At the same time that LBJ was piqued at Hornig for attacking Webb, Webb’s statements clearly irritated the President as well. He went back to Webb and asked him about his public disagreement over the administration’s budget. He asked him for the basis of his charges and clearly challenged his loyalty to the Johnson administration.
On October 1st, only a week before his scheduled departure from NASA, and again on October 5, Webb responded to Johnson with detailed memoranda outlining his position on NASA, budgets, and the Soviet space effort. He again expressed concern about the downward trend in spending for space exploration in the U.S. and the perceived upward trend in the Soviet Union.

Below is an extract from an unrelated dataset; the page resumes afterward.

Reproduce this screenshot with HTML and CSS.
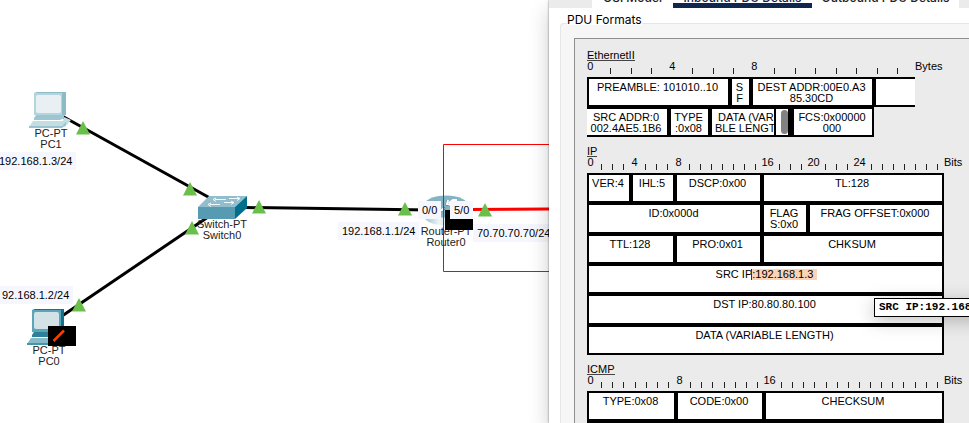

Webb closed by quoting his comments to the American Astronautical Society in July 1968, indicating that these trends “will have many serious effects on the U.S. position in aeronautics and space.” Webb did not budge from that belief to the end of his federal career, but ultimately he was proven wrong about the Soviets’ capability in space.
Of course, and hindsight it 20/20 here, the Soviet Union was nowhere near achieving a lunar landing in 1968. The Americans won that race to the Moon easily. Webb did not know that in the latter 1960s, however.